I began investing in stocks in the 60’s, and since that time I have repeatedly seen an eerie relationship that I think it will continue. Higher interest rates means lower P/E ratios for stocks, lower investment in foreign stocks, lower bond prices and more cash held by investors. Incidentally, higher interest rates mean lower housing prices and commodity prices too.


Recently President Putin was visiting with western capitalists seeking new investments in Russia at the same time that Russia added a new, unexpected and arbitrary tax bill to a British-Russian joint venture. Some observers say Putin doesn’t know what is going on or that he can’t control his own tax authorities. Russians that I know have a different opinion. They say it is just that Putin, and the Kremlin in general, believe that all capitalists are stupid and blinded by greed, and that the old maxim “give a capitalist enough rope and he will hang himself”will be true in the end.
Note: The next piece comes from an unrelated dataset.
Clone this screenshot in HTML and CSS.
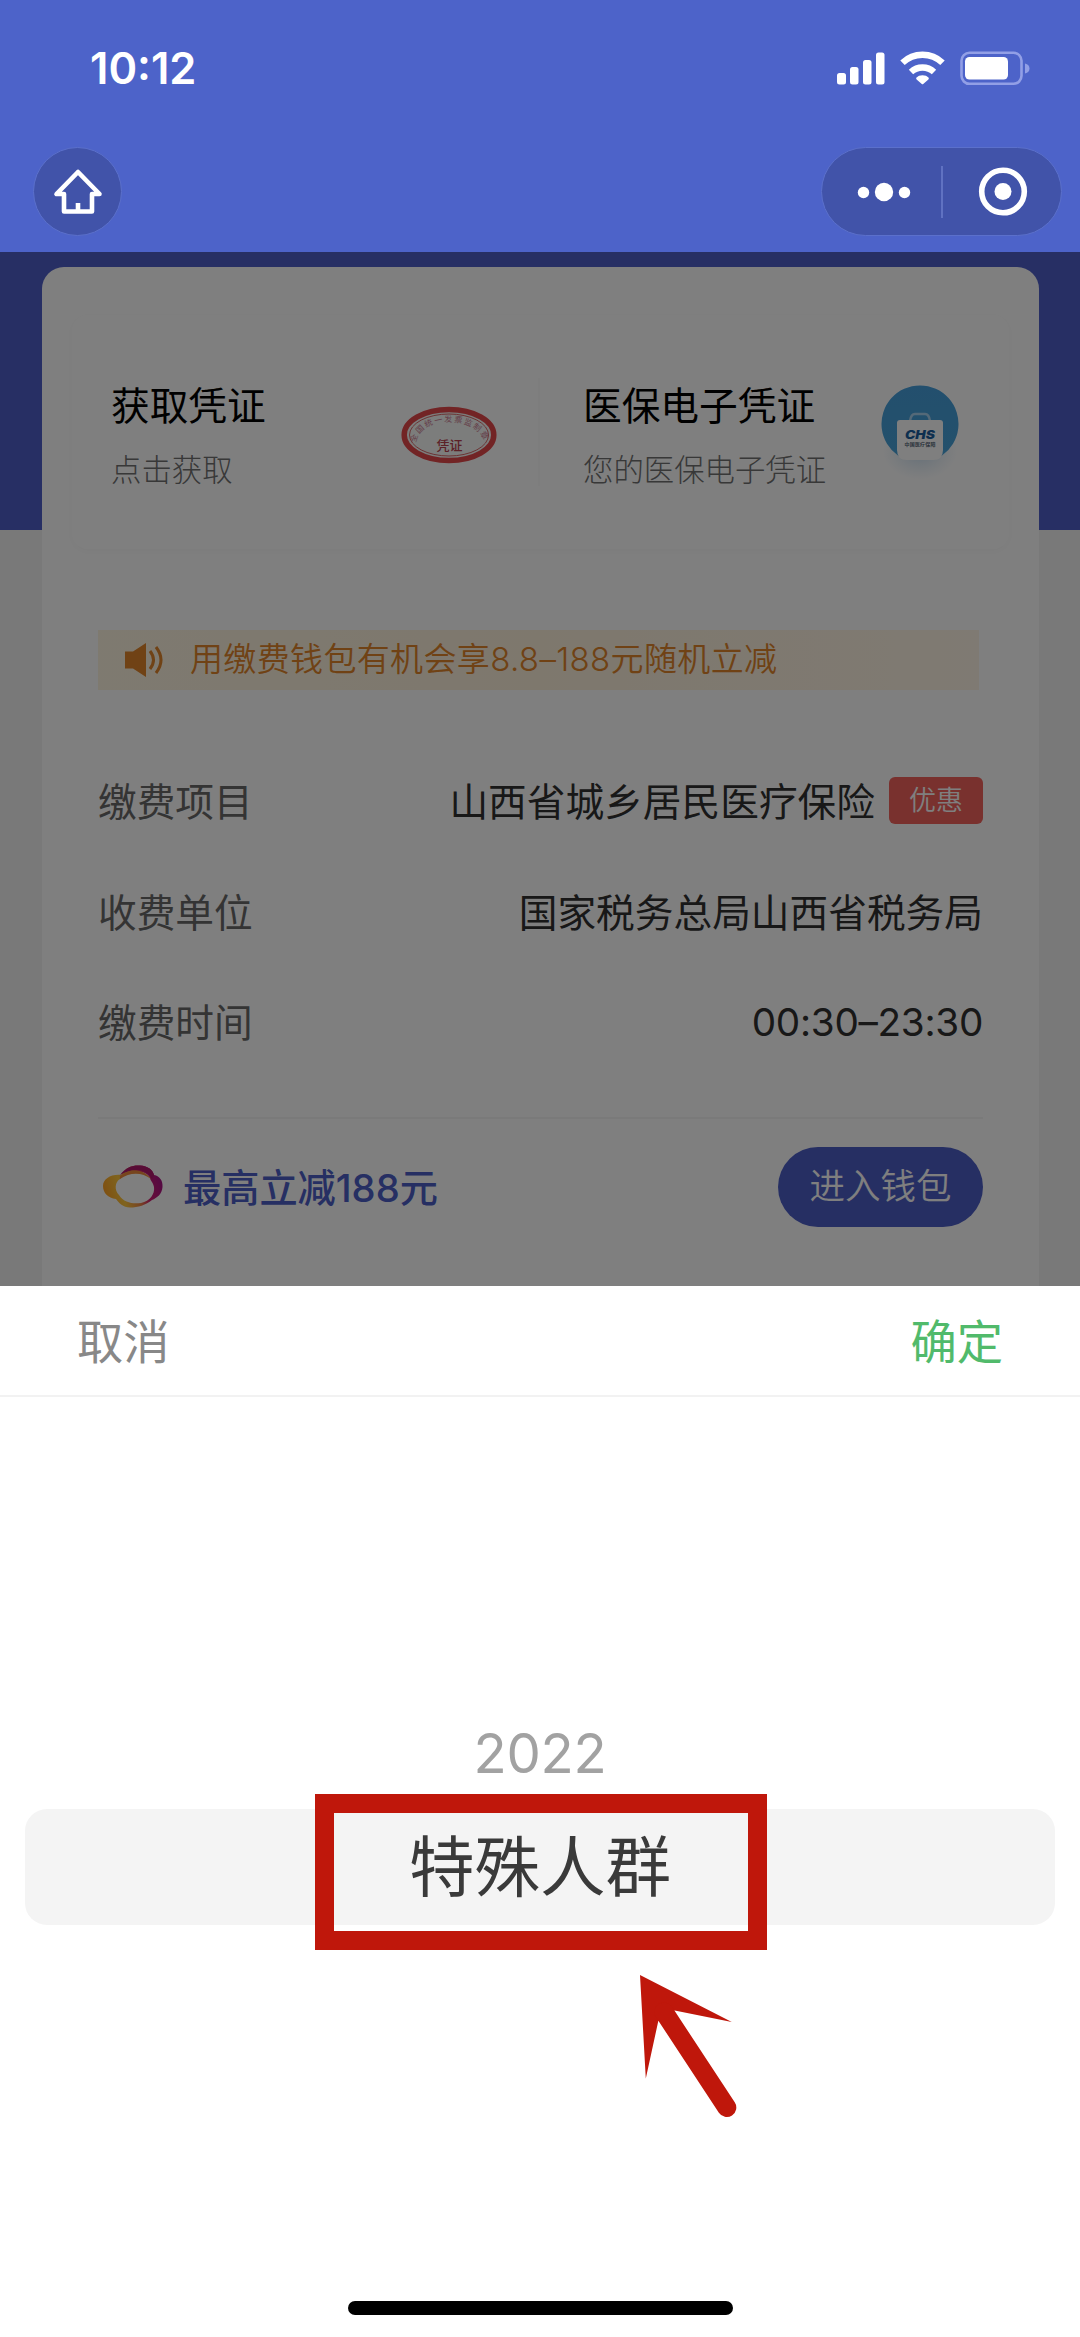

If the Russians want to confiscate all the foreign assets, then why don’t they do as the Chinese may do, and allow big foreign investment, do not interfere while new investments are being made and then seize or heavily tax them when the investments is very big and very valuable? This serves two purposes. First you get more assets, and secondly, you allow your people to get good prolonged training in how to manage things effectively.

I have no doubt that Russia will end up stealing a great deal of the assets that are invested in their country. In my opinion, the Chinese are smarter to be patient and learn as much as possible before the inevitable rift occurs.


Interest rates are rising and that is bad for stocks globally, bonds, real estate and possibly commodities. It is good for the U.S. dollars’ value versus foreign currencies. This does not mean that short-term stock rallies will not occur, however the operative words are “short-term”.

The demand for commodities will depend upon the growth rates of China, India, Eastern European and smaller Asian countries. The growth rates of these countries in part depends upon growth of demand for products and services from the developed economies in North America, Europe and Japan. If the U.S. and Europe go into recessions and if Japan’s growth remains modest, there could be a prolonged lack of demand for commodities and energy developing in 2006. At this juncture we do not see a recession, but should we see one on the horizon we will take profits in energy and growth stocks and wait on the sidelines.

At Guild Investment Management we are holding a large percentage of cash in every client account, and will wait patiently for a buying opportunity, which may be precipitated by lower stock markets.